Father Caswall’s translation is, by and large, the official version heard at Mass on Pentecost. You may be blessed to hear Veni Sancte Spiritus in the soothing spirituality of its Gregorian chant form: https://www.youtube.com/watch?v=Z6hqAfsHURo. Then, again, you may enjoy the vigorously triumphant joy of Samuel Webbe’s anthem form: https://www.youtube.com/watch?v=o2_2GqEyVxU. Below is the sequence itself, in Latin, with Father Caswall’s original English translation:
Veni, Sancte Spiritus, Come, Thou Holy Spirit, come!
et emitte caelitus From Thy bright celestial home
lucis tuae radium. Shed a ray of light divine!
Veni, pater pauperum, Come, Thou Father of the poor!
veni, dator munerum Come, Thou Source of all our store!
veni, lumen cordium. Come, within our bosoms shine!
Consolator optime, Thou, of comforters the best;
dulcis hospes animae Thou, the soul’s most welcome Guest;
dulce refrigerium. Sweet refreshment here below;
In labore requies, In our labor, rest most sweet;
in aestu temperies Grateful coolness in the heat
in fletu solatium. Solace in the midst of woe.
O lux beatissima, O most blessed Light divine,
reple cordis intima Shine within these hearts of Thine,
tuorum fidelium. And our inmost being fill!
Sine tuo numine, Where Thou art not, man hath naught,
nihil est in homine, Nothing good in deed or thought,
nihil est innoxium. Nothing free from taint of ill.
Lava quod est sordidum, Heal our wounds, our strength renew;
riga quod est aridum, On our dryness pour Thy dew;
sana quod est saucium.

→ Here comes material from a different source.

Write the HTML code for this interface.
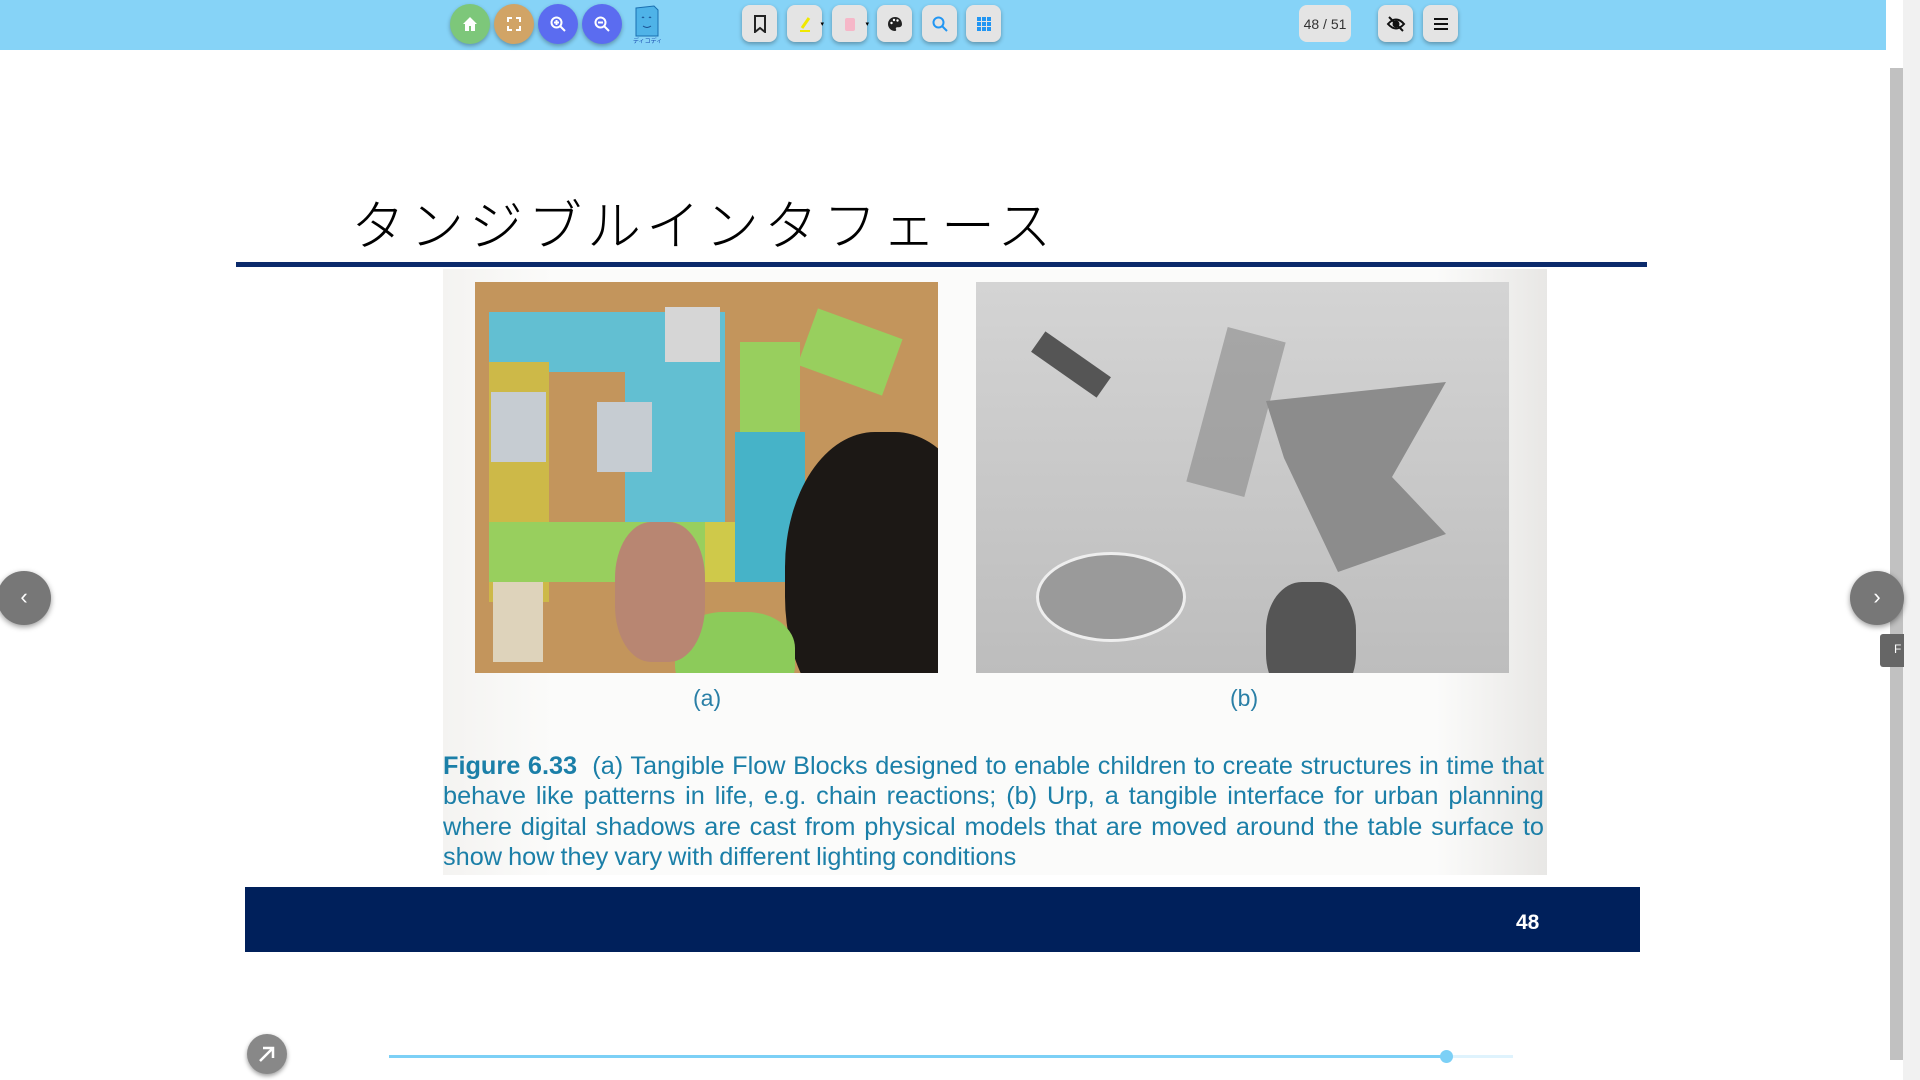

Wash the stains of guilt away;
Flecte quod est rigidum, Bend the stubborn heart and will;
fove quod est frigidum, Melt the frozen, warm the chill;
rege quod est devium. Guide the steps that go astray.
Da tuis fidelibus, On the faithful, who adore
in te confidentibus, And confess Thee, evermore
sacrum septenarium. In Thy sev’nfold gift descend;
Da virtutis meritum, Give them virtue’s sure reward
da salutis exitum, Give them Thy salvation, Lord;
da perenne gaudium, Give them joys that never end.